Newcastle reimagined 

The city of Newcastle is being reimagined. The lessons learned from the shift in workplaces towards agile, collaborative places that are not owned, but shared, can be thoughtfully applied to spaces such as the Broadmeadow Sports Precinct and Showground so it can be better used by the community.

This could be the Newcastle of the future and it is a concept and design that Leone Lorrimer, CEO of world leading design firm dwp | design worldwide partnership, presented at the Outlook Hunter Property Council Outlook lunch this month.

dwp undertook a hypothetical exercise that imagines repurposing the Broadmeadow Sports Precinct and Showground as a dynamic destination with multiple functions in one vibrant block that can bolster Newcastle’s brand as innovation capital of Australia.

“The Newcastle brand is about innovation. This region has been known as a centre for creative thinking, a hard-working mentality and a home to a variety of industries that established Greater Newcastle as an economic powerhouse in NSW,” Leone Lorrimer, CEO of dwp said this month.

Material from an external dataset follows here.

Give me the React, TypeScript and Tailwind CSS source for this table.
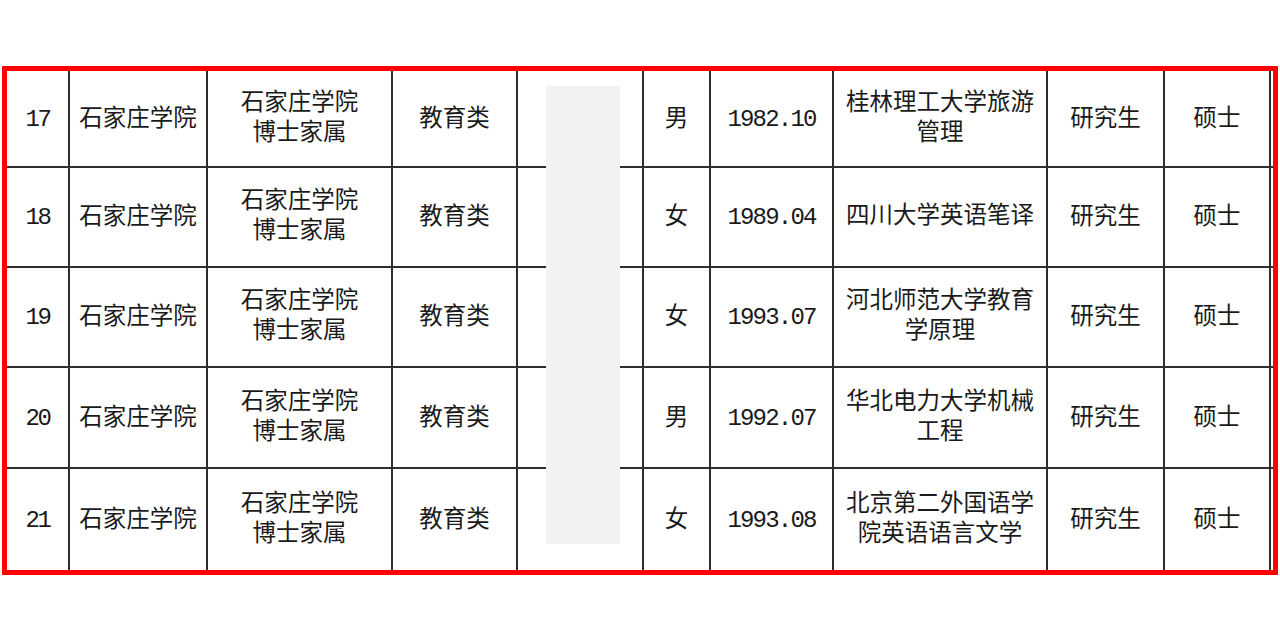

“The link between medicine, tertiary research and sport is a seemingly easy connection to make for the Broadmeadow Sport Precinct, but further afield in the Port of Newcastle there is a link between the creative, logistics and construction industries that could drive an innovative business model.

“Central to a broader community benefit and a key attractor for the region would be a multifunctional entertainment space. Integrated with retail, carparking and an adjacent hotel it would bookend the sports and entertainment precinct, with the stadium to the west and an entertainment centre to the east.

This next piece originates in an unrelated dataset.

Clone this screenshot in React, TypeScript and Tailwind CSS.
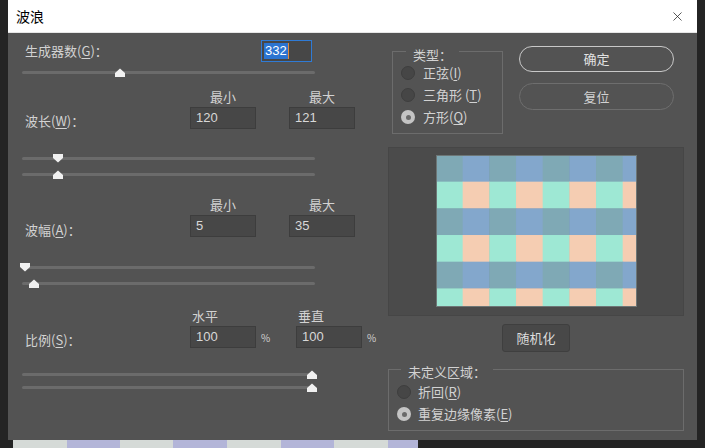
import React from "react";
import { X } from "lucide-react";

const Thumb = ({ down }: { down?: boolean }) => (
  <svg width="10" height="9" viewBox="0 0 10 9" className={down ? "rotate-180" : ""}>
    <path d="M5 0.5 L10 5 L10 9 L0 9 L0 5 Z" fill="#f0f0f0" />
  </svg>
);

const Slider = ({ pos, down, className = "" }: { pos: number; down?: boolean; className?: string }) => (
  <div className={`relative h-[10px] w-[293px] ml-[14px] ${className}`}>
    <div className="absolute left-0 right-0 top-[4px] h-[3px] rounded-full bg-[#6b6b6b]" />
    <div className="absolute top-[1px] flex" style={{ left: pos - 5 }}>
      <Thumb down={down} />
    </div>
  </div>
);

const Field = ({ value, w = "w-[66px]" }: { value: string; w?: string }) => (
  <div
    className={`${w} h-[22px] flex items-center pl-[5px] bg-[#474747] border border-[#3d3d3d] text-[13px] text-[#d8d8d8] font-['Liberation_Sans',sans-serif]`}
  >
    {value}
  </div>
);

const Radio = ({ checked }: { checked?: boolean }) =>
  checked ? (
    <div className="w-[14px] h-[14px] rounded-full bg-[#c4c4c4] flex items-center justify-center">
      <div className="w-[5px] h-[5px] rounded-full bg-[#6a6a6a]" />
    </div>
  ) : (
    <div className="w-[14px] h-[14px] rounded-full bg-[#464646] border border-[#3e3e3e]" />
  );

const Acc = ({ k }: { k: string }) => (
  <>
    (<span className="underline underline-offset-2">{k}</span>)
  </>
);

const Param = ({
  label,
  k,
  h1,
  h2,
  v1,
  v2,
  pct,
  className = "",
  shift,
}: {
  label: string;
  k: string;
  h1: string;
  h2: string;
  v1: string;
  v2: string;
  pct?: boolean;
  className?: string;
  shift: string;
}) => (
  <div className={`flex flex-col ${className}`}>
    {pct ? (
      <div className="flex h-[20px] items-center pl-[184px]">
        <span className="w-[106px]">{h1}</span>
        <span>{h2}</span>
      </div>
    ) : (
      <div className="flex h-[20px] items-center pl-[182px]">
        <span className="w-[66px] text-center">{h1}</span>
        <span className="ml-[33px] w-[66px] text-center">{h2}</span>
      </div>
    )}
    <div className="flex h-[22px] items-center">
      <span className={`w-[182px] pl-[17px] ${shift}`}>
        {label}
        <Acc k={k} />：
      </span>
      <Field value={v1} />
      {pct ? (
        <>
          <span className="w-[40px] pl-[5px] text-[10px]">%</span>
          <Field value={v2} />
          <span className="pl-[5px] text-[10px]">%</span>
        </>
      ) : (
        <div className="ml-[33px]">
          <Field value={v2} />
        </div>
      )}
    </div>
  </div>
);

const Preview = () => {
  const cols = 8;
  const rows = 6;
  const s = 26.67;
  const cells = [];
  for (let r = 0; r < rows; r++) {
    for (let c = 0; c < cols; c++) {
      const blueRow = r % 2 === 0;
      const fill = blueRow ? (c % 2 === 0 ? "#7fa9b5" : "#83a7cc") : c % 2 === 0 ? "#9ee8d4" : "#f5cdb2";
      cells.push(<rect key={`${r}-${c}`} x={c * s} y={r * s} width={s + 0.5} height={s + 0.5} fill={fill} />);
    }
  }
  return (
    <svg width="201" height="152" viewBox="0 0 201 152">
      {cells}
      <rect x="0.5" y="0.5" width="200" height="151" fill="none" stroke="#6d7676" strokeWidth="1" />
    </svg>
  );
};

export default function App() {
  return (
    <div className="w-[705px] h-[448px] bg-[#242424] overflow-hidden font-['Noto_Sans_CJK_SC','Noto_Sans',sans-serif] text-[13px] text-[#d2d2d2]">
      <div className="ml-[8px] w-[689px] h-[440px] flex flex-col">
        <div className="h-[33px] bg-white border-b border-[#e6e6e6] flex items-center pl-[8px] pr-[12px]">
          <span className="text-[14px] text-black">波浪</span>
          <X size={15} strokeWidth={1.2} className="ml-auto text-[#222]" />
        </div>
        <div className="flex-1 bg-[#535353] flex">
          {/* left column */}
          <div className="w-[380px] flex flex-col">
            <div className="mt-[7px] flex h-[22px] items-center">
              <span className="w-[253px] pl-[17px]">
                生成器数<Acc k="G" />：
              </span>
              <div className="w-[51px] h-[22px] flex items-center pl-[2px] bg-[#474747] border border-[#2f7bd6] font-['Liberation_Sans',sans-serif]">
                <span className="bg-[#2b74d1] text-white leading-[16px] px-[1px] border-r border-[#e08a3c]">332</span>
              </div>
            </div>
            <Slider pos={97.5} className="mt-[5px]" />

            <Param label="波长" k="W" h1="最小" h2="最大" v1="120" v2="121" className="mt-[10px]" shift="mt-[6px]" />
            <Slider pos={36} down className="mt-[24px]" />
            <Slider pos={36} className="mt-[6px]" />

            <Param label="波幅" k="A" h1="最小" h2="最大" v1="5" v2="35" className="mt-[16px]" shift="mt-[8px]" />
            <Slider pos={3} down className="mt-[25px]" />
            <Slider pos={12} className="mt-[6px]" />

            <Param label="比例" k="S" h1="水平" h2="垂直" v1="100" v2="100" pct className="mt-[18px]" shift="mt-[6px]" />
            <Slider pos={290} className="mt-[21px]" />
            <Slider pos={290} className="mt-[3px]" />
          </div>

          {/* right column */}
          <div className="w-[296px] flex flex-col">
            <div className="flex items-start">
              <div className="relative ml-[4px] mt-[18px] w-[111px] h-[83px] border border-[#6c6c6c] pt-[10px] flex flex-col">
                <span className="absolute left-[13px] top-[-5px] px-[7px] leading-[15px] bg-[#535353]">类型：</span>
                {[
                  ["正弦", "I", false],
                  ["三角形 ", "T", false],
                  ["方形", "Q", true],
                ].map(([t, k, c]) => (
                  <div key={k as string} className="h-[22px] flex items-center pl-[8px] gap-[8px]">
                    <Radio checked={c as boolean} />
                    <span>
                      {t as string}
                      <Acc k={k as string} />
                    </span>
                  </div>
                ))}
              </div>
              <div className="ml-[16px] mt-[13px] w-[155px] flex flex-col gap-[11px]">
                <button className="h-[26px] rounded-full border-[1.5px] border-[#c8c8c8] text-[#e2e2e2]">确定</button>
                <button className="h-[27px] rounded-full border-[1.5px] border-[#6e6e6e] text-[#d2d2d2]">复位</button>
              </div>
            </div>

            <div className="mt-[13px] h-[169px] bg-[#4b4b4b] border border-[#464646] flex justify-center pt-[7px]">
              <div className="h-[152px] flex">
                <Preview />
              </div>
            </div>

            <button className="mt-[8px] self-center w-[68px] h-[28px] rounded-[3px] bg-[#484848] border border-[#3f3f3f] text-[#dcdcdc]">
              随机化
            </button>

            <div className="relative mt-[17px] h-[62px] border border-[#6c6c6c] pt-[11px] flex flex-col">
              <span className="absolute left-[12px] top-[-6px] px-[7px] leading-[15px] bg-[#535353]">未定义区域：</span>
              <div className="h-[22px] flex items-center pl-[8px] gap-[7px]">
                <Radio />
                <span>
                  折回<Acc k="R" />
                </span>
              </div>
              <div className="h-[22px] flex items-center pl-[8px] gap-[7px]">
                <Radio checked />
                <span>
                  重复边缘像素<Acc k="E" />
                </span>
              </div>
            </div>
          </div>
        </div>
      </div>
      <div className="ml-[13px] flex h-[8px]">
        {[54, 53, 53, 54, 54, 53, 54, 30].map((w, i) => (
          <div
            key={i}
            className={i % 2 === 0 ? "h-full bg-[#d5dad7]" : "h-full bg-[#b3b5d8]"}
            style={{ width: w }}
          />
        ))}
      </div>
    </div>
  );
}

“We can begin to use the assets we have more. Imagine if, in the case of Hamilton North Public School to the north of the showground site, the shared use of a repurposed showground as playspace and sporting field could allow for more classrooms on the school site,” Ms Lorrimer said.

“The rise of Uber, car sharing options like GoGet and driverless cars in the next decade will also alter our reliance on car ownership and private car parking and, when coupled with an improved public transport system, we will also be presented with the opportunity to repurpose carparking real estate here in Newcastle.”

“We have a fantastic opportunity in Newcastle to continue to build an innovative and productive city and these designs embrace the future while making use of the assets that already exist,” Property Council NSW Executive Director Jane Fitzgerald added.

“dwp’s designs show what we can achieve through thinking differently about the Broadmeadow Sports Precinct and the Showground and creating better spaces for the community.”